_Your instructions_
Quote the records below in full, exactly as given, with the images taken out.

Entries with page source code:
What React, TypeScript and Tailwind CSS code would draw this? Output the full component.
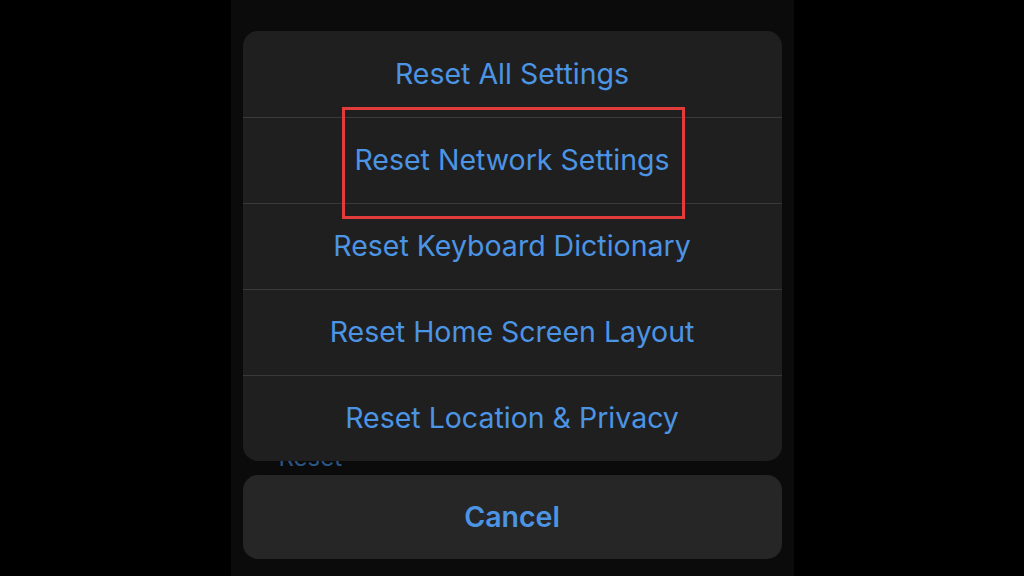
const items = [
  "Reset All Settings",
  "Reset Network Settings",
  "Reset Keyboard Dictionary",
  "Reset Home Screen Layout",
  "Reset Location & Privacy",
];

export default function App() {
  return (
    <div
      className="w-[1024px] h-[576px] bg-black flex justify-center overflow-hidden"
      style={{ fontFamily: "Inter, 'Liberation Sans', sans-serif" }}
    >
      <div className="relative w-[563px] h-full bg-[#0b0b0b] px-[12px] pt-[31px]">
        {/* page content peeking out behind the action sheet */}
        <span className="absolute left-[48px] top-[440px] text-[24px] text-[#2a5683]">Reset</span>

        <div className="relative rounded-[15px] bg-[#1f1f1f] overflow-hidden">
          {items.map((label, i) => (
            <div
              key={label}
              className={`h-[86px] flex items-center justify-center text-[28.5px] text-[#4c94e4] ${
                i > 0 ? "border-t border-[#3a3a3a]" : ""
              }`}
            >
              {label}
            </div>
          ))}
        </div>

        <div className="mt-[14px] h-[84px] rounded-[15px] bg-[#262626] flex items-center justify-center text-[28.5px] font-semibold text-[#4c94e4]">
          Cancel
        </div>

        {/* highlight box */}
        <div className="absolute left-[111px] top-[107px] w-[343px] h-[112px] border-[3px] border-[#e23b3b]" />
      </div>
    </div>
  );
}
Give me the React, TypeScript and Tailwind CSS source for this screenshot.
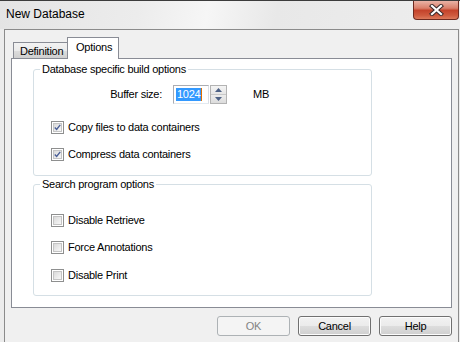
import React from "react";

const font = { fontFamily: '"Liberation Sans", Arial, sans-serif' };

function Check({ checked }: { checked?: boolean }) {
  return (
    <div className="w-[13px] h-[13px] border border-[#8e8f8f] bg-white p-[1px] shrink-0">
      <div className="w-full h-full border border-[#c4c4c4] bg-[linear-gradient(135deg,#d9d9d9_0%,#ececec_60%,#f7f7f7_100%)] flex items-center justify-center">
        {checked && (
          <svg width="9" height="9" viewBox="0 0 9 9">
            <path d="M1 4.5 L3.4 7 L8 1.2" fill="none" stroke="#4a5f97" strokeWidth="1.8" strokeLinejoin="miter" />
          </svg>
        )}
      </div>
    </div>
  );
}

function CheckRow({ label, checked, className }: { label: string; checked?: boolean; className: string }) {
  return (
    <div className={"flex items-center h-[13px] ml-[17px] " + className}>
      <Check checked={checked} />
      <span className="ml-[4px] text-[11px] leading-[13px] text-black whitespace-nowrap">{label}</span>
    </div>
  );
}

function Btn({ label, disabled }: { label: string; disabled?: boolean }) {
  return (
    <div
      className={
        "w-[73px] h-[20px] rounded-[3px] border flex items-center justify-center text-[11px] " +
        (disabled
          ? "border-[#adb2b5] bg-[#f4f4f4] text-[#838383]"
          : "border-[#707070] bg-[linear-gradient(180deg,#f2f2f2_0%,#ebebeb_50%,#dddddd_51%,#cfcfcf_100%)] text-black shadow-[inset_0_0_0_1px_#fcfcfc]")
      }
    >
      {label}
    </div>
  );
}

export default function App() {
  return (
    <div className="w-[460px] h-[342px] overflow-hidden flex flex-col border-t border-[#3c3c3c] bg-[#ececec]" style={font}>
      {/* Title bar */}
      <div className="h-[28px] flex items-start bg-[linear-gradient(100deg,#e4e4e4_0%,#ececec_30%,#f6f6f6_45%,#e8e8e8_60%,#eeeeee_100%)]">
        <div className="pl-[6px] pt-[6px] text-[12px] leading-[15px] text-black">New Database</div>
        <div className="ml-auto mr-[1px] w-[46px] h-[19px] rounded-b-[4px] border border-t-0 border-[#6e2a20] bg-[linear-gradient(180deg,#eab3a6_0%,#da7f6a_40%,#c4432b_52%,#cf5a3e_80%,#dc7a5c_100%)] flex items-center justify-center">
          <svg width="15" height="12" viewBox="0 0 15 12">
            <path d="M3 2 L12 10 M12 2 L3 10" stroke="#3c2a2a" strokeWidth="4.2" strokeLinecap="square" />
            <path d="M3 2 L12 10 M12 2 L3 10" stroke="#ffffff" strokeWidth="2.2" strokeLinecap="square" />
          </svg>
        </div>
      </div>

      {/* Client area */}
      <div className="flex-1 ml-[4px] mr-[1px] border-l border-t border-r border-[#8b8b8b] bg-[#f0f0f0] flex flex-col tracking-[-0.25px]">
        {/* Tabs */}
        <div className="ml-[6px] mt-[7px] h-[21px] flex items-end relative z-10">
          <div className="ml-[2px] w-[54px] h-[16px] border-l border-t border-[#898c95] bg-[linear-gradient(180deg,#f2f2f2_0%,#ebebeb_50%,#dddddd_51%,#cfcfcf_100%)] text-[11px] leading-[14px] text-black pl-[6px] pt-[1px]">
            Definition
          </div>
          <div className="w-[52px] h-[22px] -mb-px border-l border-t border-r border-[#898c95] bg-white text-[11px] leading-[14px] text-black pl-[8px] pt-[2px]">
            Options
          </div>
        </div>

        {/* Panel */}
        <div className="ml-[6px] w-[441px] h-[250px] border border-[#898c95] bg-white flex flex-col">
          <fieldset className="ml-[21px] mt-[4px] w-[339px] h-[113px] border border-[#d5dfe5] rounded-[3px] flex flex-col">
            <legend className="ml-[6px] px-[2px] text-[11px] leading-[13px] text-black">Database specific build options</legend>
            <div className="mt-[9px] h-[19px] flex items-center">
              <div className="w-[128px] text-right text-[11px] text-black">Buffer size:</div>
              <div className="ml-[11px] w-[36px] h-[19px] border border-[#abadb3] border-b-[#e3e9ef] border-r-[#dbdfe6] bg-white flex items-center pl-[2px]">
                <span className="bg-[#3399ff] text-white text-[11px] leading-[13px] px-[1px]">1024</span>
                <span className="w-[1px] h-[13px] bg-[#e07000]" />
              </div>
              <div className="ml-[1px] w-[17px] h-[19px] border border-[#b3b3b3] flex flex-col bg-white">
                <div className="flex-1 border-b border-[#c8c8c8] bg-[linear-gradient(180deg,#f4f4f4,#e6e6e6)] flex items-center justify-center">
                  <svg width="7" height="4" viewBox="0 0 7 4"><path d="M0 4 L3.5 0 L7 4 Z" fill="#4d6185" /></svg>
                </div>
                <div className="flex-1 bg-[linear-gradient(180deg,#ececec,#dcdcdc)] flex items-center justify-center">
                  <svg width="7" height="4" viewBox="0 0 7 4"><path d="M0 0 L7 0 L3.5 4 Z" fill="#4d6185" /></svg>
                </div>
              </div>
              <div className="ml-[26px] text-[11px] text-black">MB</div>
            </div>
            <CheckRow className="mt-[17px]" label="Copy files to data containers" checked />
            <CheckRow className="mt-[14px]" label="Compress data containers" checked />
          </fieldset>

          <fieldset className="ml-[21px] mt-[2px] w-[339px] h-[118px] border border-[#d5dfe5] rounded-[3px] flex flex-col">
            <legend className="ml-[6px] px-[2px] text-[11px] leading-[13px] text-black">Search program options</legend>
            <CheckRow className="mt-[23px]" label="Disable Retrieve" />
            <CheckRow className="mt-[14px]" label="Force Annotations" />
            <CheckRow className="mt-[15px]" label="Disable Print" />
          </fieldset>
        </div>

        {/* Buttons */}
        <div className="mt-[8px] mr-[6px] flex justify-end gap-[8px]">
          <Btn label="OK" disabled />
          <Btn label="Cancel" />
          <Btn label="Help" />
        </div>
      </div>
    </div>
  );
}
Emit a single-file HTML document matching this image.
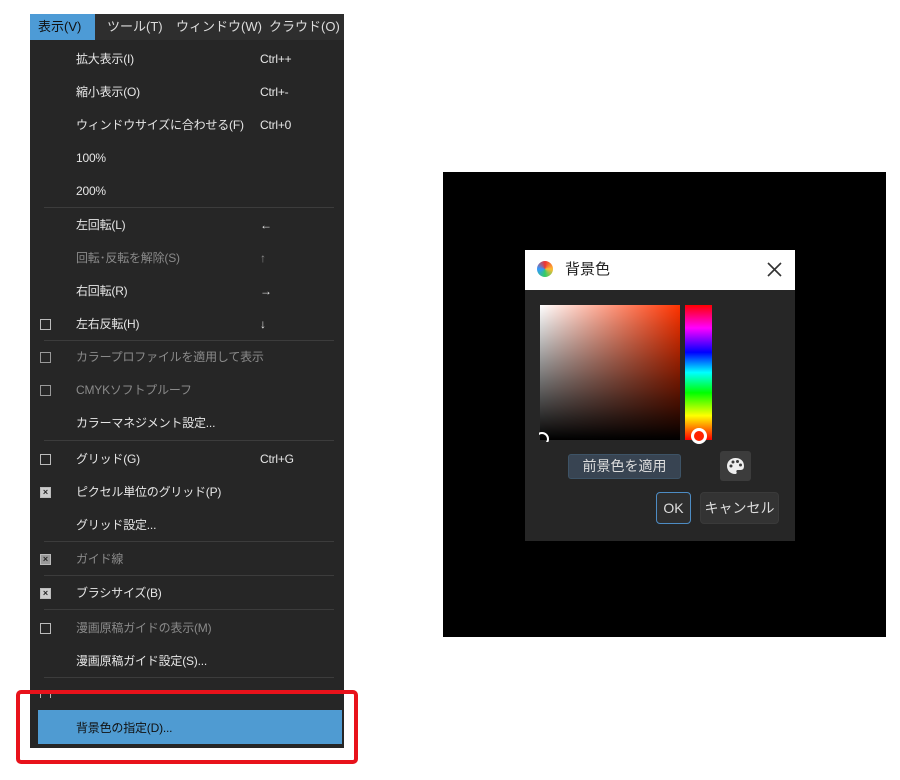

_Solution for this problem_
What React, TypeScript and Tailwind CSS code would draw this? Output the full component.
const items = [
  "Reset All Settings",
  "Reset Network Settings",
  "Reset Keyboard Dictionary",
  "Reset Home Screen Layout",
  "Reset Location & Privacy",
];

export default function App() {
  return (
    <div
      className="w-[1024px] h-[576px] bg-black flex justify-center overflow-hidden"
      style={{ fontFamily: "Inter, 'Liberation Sans', sans-serif" }}
    >
      <div className="relative w-[563px] h-full bg-[#0b0b0b] px-[12px] pt-[31px]">
        {/* page content peeking out behind the action sheet */}
        <span className="absolute left-[48px] top-[440px] text-[24px] text-[#2a5683]">Reset</span>

        <div className="relative rounded-[15px] bg-[#1f1f1f] overflow-hidden">
          {items.map((label, i) => (
            <div
              key={label}
              className={`h-[86px] flex items-center justify-center text-[28.5px] text-[#4c94e4] ${
                i > 0 ? "border-t border-[#3a3a3a]" : ""
              }`}
            >
              {label}
            </div>
          ))}
        </div>

        <div className="mt-[14px] h-[84px] rounded-[15px] bg-[#262626] flex items-center justify-center text-[28.5px] font-semibold text-[#4c94e4]">
          Cancel
        </div>

        {/* highlight box */}
        <div className="absolute left-[111px] top-[107px] w-[343px] h-[112px] border-[3px] border-[#e23b3b]" />
      </div>
    </div>
  );
}
Give me the React, TypeScript and Tailwind CSS source for this screenshot.
import React from "react";

const font = { fontFamily: '"Liberation Sans", Arial, sans-serif' };

function Check({ checked }: { checked?: boolean }) {
  return (
    <div className="w-[13px] h-[13px] border border-[#8e8f8f] bg-white p-[1px] shrink-0">
      <div className="w-full h-full border border-[#c4c4c4] bg-[linear-gradient(135deg,#d9d9d9_0%,#ececec_60%,#f7f7f7_100%)] flex items-center justify-center">
        {checked && (
          <svg width="9" height="9" viewBox="0 0 9 9">
            <path d="M1 4.5 L3.4 7 L8 1.2" fill="none" stroke="#4a5f97" strokeWidth="1.8" strokeLinejoin="miter" />
          </svg>
        )}
      </div>
    </div>
  );
}

function CheckRow({ label, checked, className }: { label: string; checked?: boolean; className: string }) {
  return (
    <div className={"flex items-center h-[13px] ml-[17px] " + className}>
      <Check checked={checked} />
      <span className="ml-[4px] text-[11px] leading-[13px] text-black whitespace-nowrap">{label}</span>
    </div>
  );
}

function Btn({ label, disabled }: { label: string; disabled?: boolean }) {
  return (
    <div
      className={
        "w-[73px] h-[20px] rounded-[3px] border flex items-center justify-center text-[11px] " +
        (disabled
          ? "border-[#adb2b5] bg-[#f4f4f4] text-[#838383]"
          : "border-[#707070] bg-[linear-gradient(180deg,#f2f2f2_0%,#ebebeb_50%,#dddddd_51%,#cfcfcf_100%)] text-black shadow-[inset_0_0_0_1px_#fcfcfc]")
      }
    >
      {label}
    </div>
  );
}

export default function App() {
  return (
    <div className="w-[460px] h-[342px] overflow-hidden flex flex-col border-t border-[#3c3c3c] bg-[#ececec]" style={font}>
      {/* Title bar */}
      <div className="h-[28px] flex items-start bg-[linear-gradient(100deg,#e4e4e4_0%,#ececec_30%,#f6f6f6_45%,#e8e8e8_60%,#eeeeee_100%)]">
        <div className="pl-[6px] pt-[6px] text-[12px] leading-[15px] text-black">New Database</div>
        <div className="ml-auto mr-[1px] w-[46px] h-[19px] rounded-b-[4px] border border-t-0 border-[#6e2a20] bg-[linear-gradient(180deg,#eab3a6_0%,#da7f6a_40%,#c4432b_52%,#cf5a3e_80%,#dc7a5c_100%)] flex items-center justify-center">
          <svg width="15" height="12" viewBox="0 0 15 12">
            <path d="M3 2 L12 10 M12 2 L3 10" stroke="#3c2a2a" strokeWidth="4.2" strokeLinecap="square" />
            <path d="M3 2 L12 10 M12 2 L3 10" stroke="#ffffff" strokeWidth="2.2" strokeLinecap="square" />
          </svg>
        </div>
      </div>

      {/* Client area */}
      <div className="flex-1 ml-[4px] mr-[1px] border-l border-t border-r border-[#8b8b8b] bg-[#f0f0f0] flex flex-col tracking-[-0.25px]">
        {/* Tabs */}
        <div className="ml-[6px] mt-[7px] h-[21px] flex items-end relative z-10">
          <div className="ml-[2px] w-[54px] h-[16px] border-l border-t border-[#898c95] bg-[linear-gradient(180deg,#f2f2f2_0%,#ebebeb_50%,#dddddd_51%,#cfcfcf_100%)] text-[11px] leading-[14px] text-black pl-[6px] pt-[1px]">
            Definition
          </div>
          <div className="w-[52px] h-[22px] -mb-px border-l border-t border-r border-[#898c95] bg-white text-[11px] leading-[14px] text-black pl-[8px] pt-[2px]">
            Options
          </div>
        </div>

        {/* Panel */}
        <div className="ml-[6px] w-[441px] h-[250px] border border-[#898c95] bg-white flex flex-col">
          <fieldset className="ml-[21px] mt-[4px] w-[339px] h-[113px] border border-[#d5dfe5] rounded-[3px] flex flex-col">
            <legend className="ml-[6px] px-[2px] text-[11px] leading-[13px] text-black">Database specific build options</legend>
            <div className="mt-[9px] h-[19px] flex items-center">
              <div className="w-[128px] text-right text-[11px] text-black">Buffer size:</div>
              <div className="ml-[11px] w-[36px] h-[19px] border border-[#abadb3] border-b-[#e3e9ef] border-r-[#dbdfe6] bg-white flex items-center pl-[2px]">
                <span className="bg-[#3399ff] text-white text-[11px] leading-[13px] px-[1px]">1024</span>
                <span className="w-[1px] h-[13px] bg-[#e07000]" />
              </div>
              <div className="ml-[1px] w-[17px] h-[19px] border border-[#b3b3b3] flex flex-col bg-white">
                <div className="flex-1 border-b border-[#c8c8c8] bg-[linear-gradient(180deg,#f4f4f4,#e6e6e6)] flex items-center justify-center">
                  <svg width="7" height="4" viewBox="0 0 7 4"><path d="M0 4 L3.5 0 L7 4 Z" fill="#4d6185" /></svg>
                </div>
                <div className="flex-1 bg-[linear-gradient(180deg,#ececec,#dcdcdc)] flex items-center justify-center">
                  <svg width="7" height="4" viewBox="0 0 7 4"><path d="M0 0 L7 0 L3.5 4 Z" fill="#4d6185" /></svg>
                </div>
              </div>
              <div className="ml-[26px] text-[11px] text-black">MB</div>
            </div>
            <CheckRow className="mt-[17px]" label="Copy files to data containers" checked />
            <CheckRow className="mt-[14px]" label="Compress data containers" checked />
          </fieldset>

          <fieldset className="ml-[21px] mt-[2px] w-[339px] h-[118px] border border-[#d5dfe5] rounded-[3px] flex flex-col">
            <legend className="ml-[6px] px-[2px] text-[11px] leading-[13px] text-black">Search program options</legend>
            <CheckRow className="mt-[23px]" label="Disable Retrieve" />
            <CheckRow className="mt-[14px]" label="Force Annotations" />
            <CheckRow className="mt-[15px]" label="Disable Print" />
          </fieldset>
        </div>

        {/* Buttons */}
        <div className="mt-[8px] mr-[6px] flex justify-end gap-[8px]">
          <Btn label="OK" disabled />
          <Btn label="Cancel" />
          <Btn label="Help" />
        </div>
      </div>
    </div>
  );
}
Emit a single-file HTML document matching this image.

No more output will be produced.